Before 1963, the Fifties still lingered; after, the Sixties took their powerful hold.

Pivotal years ensure things just aren't quite the same again.

Take 1956. A wild year that saw the Suez Crisis in which postwar British and French pretensions to superpower status were broken and Arab nationalism emerged as a world force.

Thanks in large part to Canada's Lester Pearson, international peacekeeping was invented. But in that same year, the Hungarian Revolution was crushed by Soviet tanks and the Cold War grew ever more dangerous.

I was 14 then, and I was so dazzled by the media that brought us the drama of these distant crises that I wrote a school paper vowing one day to become a foreign correspondent. Little did I know what lay ahead.

1968, another pivotal year, with its Vietnam fury and youth-led riots from Chicago to Paris; 1989, with the fall of the Berlin Wall and the crumbling of the Soviet Union; 2001, which divided a world before and after 9/11 and along the lines of civilizations, some said; and 2011 with its Arab Spring and its upheavals across so many countries.

Blowin' in the wind

But, to me, 1963 still has an intensity that sets it apart. I don't base this only on memory for I have beside me the diary I kept from its hopeful first day — "Come on year, let's see what you have in store of us" — to its sombre finale.

For many of us coming of age around then, the great drama was the civil rights battle in the U.S., which saw fire hoses and police dogs turned on non-violent protestors in places like Birmingham, Ala., and civil rights workers attacked across the American South.

It's difficult to recreate the desperate nature of that struggle now. In January, Alabama's white supremacist governor George Wallace pledged at his inauguration to fight for "Segregation now, segregation tomorrow, and segregation forever!"

Later when thousands of black protesters were crammed into Birmingham's jails, along with leader Martin Luther King, the whole world was truly watching. That's when King, in April, released his historic "Letter from Birmingham jail," his defence of non-violent resistance in the face of oppression.

King's searing call to a universal conscience still inspires rights movements across the world: "Injustice anywhere is a threat to justice everywhere. We are caught in an inescapable network of mutuality, tied in a single garment of destiny."

At the time, freedom seemed everywhere fresh and in the air. The writings of free-spirit Jack Kerouac were still popular, and Bob Dylan's "Blowin' in the wind" was released. And, yes, as poet Philip Larkin famously assured us later, "Sex was invented in 1963 … around the time of the first Beatle LP."

'I have a dream'

Well, perhaps not so much for me. But at least travel was so cheap that I was able to hop a freighter from Montreal to Lisbon that May for $5 a day and then spend most the summer in Spain on about the same daily amount.

I was 21 at the time, and recall being in Madrid's Retiro Park with friends, reading and re-reading aloud the news accounts of Martin Luther King's remarkable "I have a dream" speech before a momentous crowd of about 250,000 supporters, black and white, in Washington.

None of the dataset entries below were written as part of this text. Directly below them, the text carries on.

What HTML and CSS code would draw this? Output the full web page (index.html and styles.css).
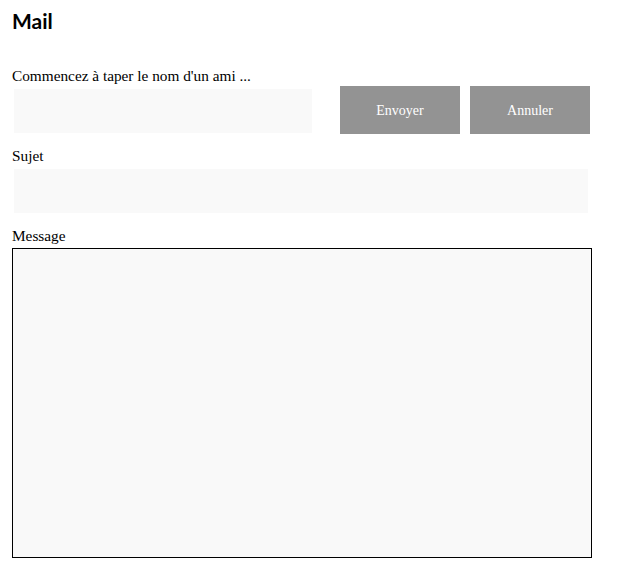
FILE: index.html
```html
<!DOCTYPE html>
<html lang="fr">
<head>
  <meta charset="UTF-8">
  <title>Mail</title>
  <link rel="stylesheet" href="styles.css">
</head>
<body>
  <div class="mail">
    <h1>Mail</h1>

    <!-- destinataire + actions -->
    <label class="label label-to" for="ami">Commencez à taper le nom d'un ami ...</label>
    <div class="row">
      <input type="text" id="ami" class="field field-to">
      <button class="btn btn-first">Envoyer</button>
      <button class="btn">Annuler</button>
    </div>

    <label class="label label-subject" for="sujet">Sujet</label>
    <input type="text" id="sujet" class="field field-subject">

    <label class="label label-msg" for="message">Message</label>
    <textarea id="message" class="message"></textarea>
  </div>
</body>
</html>
```

FILE: styles.css
```css
body {
  margin: 0;
  font-family: "Liberation Serif", serif;
  color: #000;
  background: #fff;
}
.mail {
  padding: 10px 12px 0 12px;
  display: flex;
  flex-direction: column;
  align-items: flex-start;
}
h1 {
  font-family: Lato, sans-serif;
  font-size: 21px;
  font-weight: bold;
  margin: 0;
  line-height: 22px;
}
.label {
  font-size: 15.3px;
  line-height: 18px;
  display: block;
}
.label-to {
  margin-top: 35px;
}
.row {
  display: flex;
  align-items: flex-start;
  margin-top: 1px;
}
.field {
  background: #f9f9f9;
  border: none;
  outline: none;
  height: 44px;
  margin-left: 2px;
  padding: 0 8px;
  box-sizing: border-box;
  font-family: inherit;
  font-size: 15px;
}
.field-to {
  width: 298px;
  margin-top: 3px;
}
.btn {
  width: 120px;
  height: 48px;
  background: #939393;
  color: #fff;
  border: none;
  font-family: "Liberation Serif", serif;
  font-size: 14px;
  padding-top: 2px;
  margin-left: 10px;
  cursor: pointer;
}
.btn-first {
  margin-left: 28px;
}
.label-subject {
  margin-top: 13px;
}
.field-subject {
  width: 574px;
  margin-top: 4px;
}
.label-msg {
  margin-top: 14px;
}
.message {
  width: 580px;
  height: 310px;
  margin-top: 3px;
  box-sizing: border-box;
  border: 1px solid #000;
  background: #f9f9f9;
  resize: none;
  outline: none;
}
```
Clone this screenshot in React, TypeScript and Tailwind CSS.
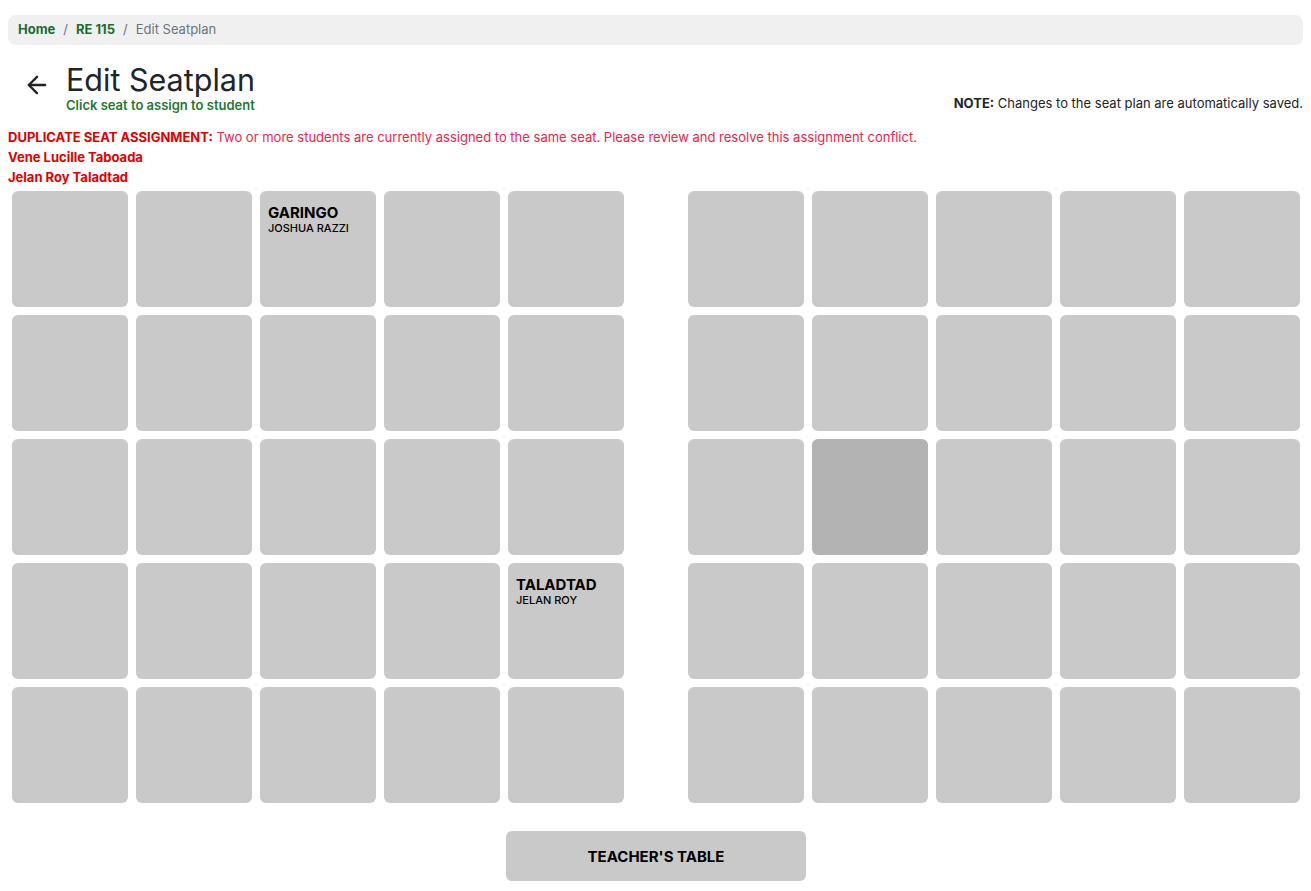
import { ArrowLeft } from "lucide-react";

type Seat = { last: string; first: string } | null;

const leftSeats: Seat[][] = [
  [null, null, { last: "GARINGO", first: "JOSHUA RAZZI" }, null, null],
  [null, null, null, null, null],
  [null, null, null, null, null],
  [null, null, null, null, { last: "TALADTAD", first: "JELAN ROY" }],
  [null, null, null, null, null],
];

const rightSeats: Seat[][] = [
  [null, null, null, null, null],
  [null, null, null, null, null],
  [null, null, null, null, null],
  [null, null, null, null, null],
  [null, null, null, null, null],
];

function SeatBox({ seat, active }: { seat: Seat; active?: boolean }) {
  return (
    <div
      className={
        "w-[116px] h-[116px] rounded-md px-2 pt-[14px] " +
        (active ? "bg-[#b3b3b3]" : "bg-[#c9c9c9]")
      }
    >
      {seat && (
        <>
          <div className="text-[15px] leading-[16px] font-bold text-black">{seat.last}</div>
          <div className="text-[11px] leading-[14px] font-medium text-black">{seat.first}</div>
        </>
      )}
    </div>
  );
}

function SeatGroup({ rows, activeAt }: { rows: Seat[][]; activeAt?: [number, number] }) {
  return (
    <div className="grid grid-cols-5 gap-2">
      {rows.map((row, r) =>
        row.map((seat, c) => (
          <SeatBox
            key={r + "-" + c}
            seat={seat}
            active={activeAt ? activeAt[0] === r && activeAt[1] === c : false}
          />
        ))
      )}
    </div>
  );
}

export default function App() {
  return (
    <div className="min-h-screen bg-white px-2 pt-[15px] font-['Inter',sans-serif] text-[#212529]">
      <nav className="h-[30px] rounded-lg bg-[#f0f0f0] px-[10px] flex items-center text-[13px]">
        <span className="font-bold text-[#1e6b2e]">Home</span>
        <span className="mx-2 text-[#6c757d]">/</span>
        <span className="font-bold text-[#1e6b2e]">RE 115</span>
        <span className="mx-2 text-[#6c757d]">/</span>
        <span className="text-[#6c757d]">Edit Seatplan</span>
      </nav>

      <div className="flex items-end justify-between mt-[18px]">
        <div className="flex items-start">
          <ArrowLeft className="w-[28px] h-[28px] ml-[15px] mt-[8px] text-[#222]" strokeWidth={2} />
          <div className="ml-[15px]">
            <h1 className="text-[30.5px] leading-[34px] font-normal text-[#212529]">Edit Seatplan</h1>
            <div className="text-[13px] leading-[16px] font-semibold text-[#1e7a2e]">
              Click seat to assign to student
            </div>
          </div>
        </div>
        <div className="text-[13px] leading-[16px] text-[#212529] mb-[2px]">
          <span className="font-bold">NOTE:</span> Changes to the seat plan are automatically saved.
        </div>
      </div>

      <div className="mt-[14px] text-[13px] leading-[20px]">
        <div className="text-[#e8274b]">
          <span className="font-bold text-[#e00000]">DUPLICATE SEAT ASSIGNMENT:</span> Two or more students are
          currently assigned to the same seat. Please review and resolve this assignment conflict.
        </div>
        <div className="font-bold text-[#e00000]">Vene Lucille Taboada</div>
        <div className="font-bold text-[#e00000]">Jelan Roy Taladtad</div>
      </div>

      <div className="mt-[4px] flex justify-center gap-16 pl-[1px]">
        <SeatGroup rows={leftSeats} />
        <SeatGroup rows={rightSeats} activeAt={[2, 1]} />
      </div>

      <div className="mt-[28px] flex justify-center pl-[1px]">
        <div className="w-[300px] h-[50px] rounded-md bg-[#c9c9c9] flex items-center justify-center pt-[3px] text-[15px] font-bold text-black">
          TEACHER'S TABLE
        </div>
      </div>
    </div>
  );
}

I didn't actually hear the speech until months later, but the force of so improbable a triumph for decency in those days froze that sunny afternoon in the park in my memory.

All that year, dramatic stories crowded the news: The John Profumo (Britain's war secretary) sex and spy scandal riveted the world; Britain's Great Train Robbery became a crime classic; Lester Pearson was elected prime minister; president Kennedy gave his famous "Ich bin ein Berliner" speech inside a tense West Berlin.

Even with growing reports of the escalating war in Vietnam, spirits seemed high and the year on a roll right up until the shots fired in Dealey Plaza in Dallas when Kennedy's assassination became the nightmare event forever overhanging 1963.

I find no neat insights in my diary as to why the shock seemed so pulverizing — "a great man … people feel a family member died." But I can exactly recall those raw emotions that I jotted down almost hourly.

"I am sad, confused, angry and scared today," I wrote on Nov 23. "Perhaps 100 times today I have felt that sense of shock. Who can believe this?"

When I try to explain those days to my 19-year-old daughter, Katie, I say that it was not just the death of a popular president that was so overwhelming, but the loss of hope that for months depressed and even fatigued people.

It would pass, but not easily, and the Sixties never fully recovered.

Now, 50 years later, the diary confirms that a year that had begun with such high excitement ended with a wish to escape it.

"What a year … I'm glad to have done with it," I wrote of a dull New Year's Eve. "A bad year goes out with a bad taste. We are too worn down to celebrate."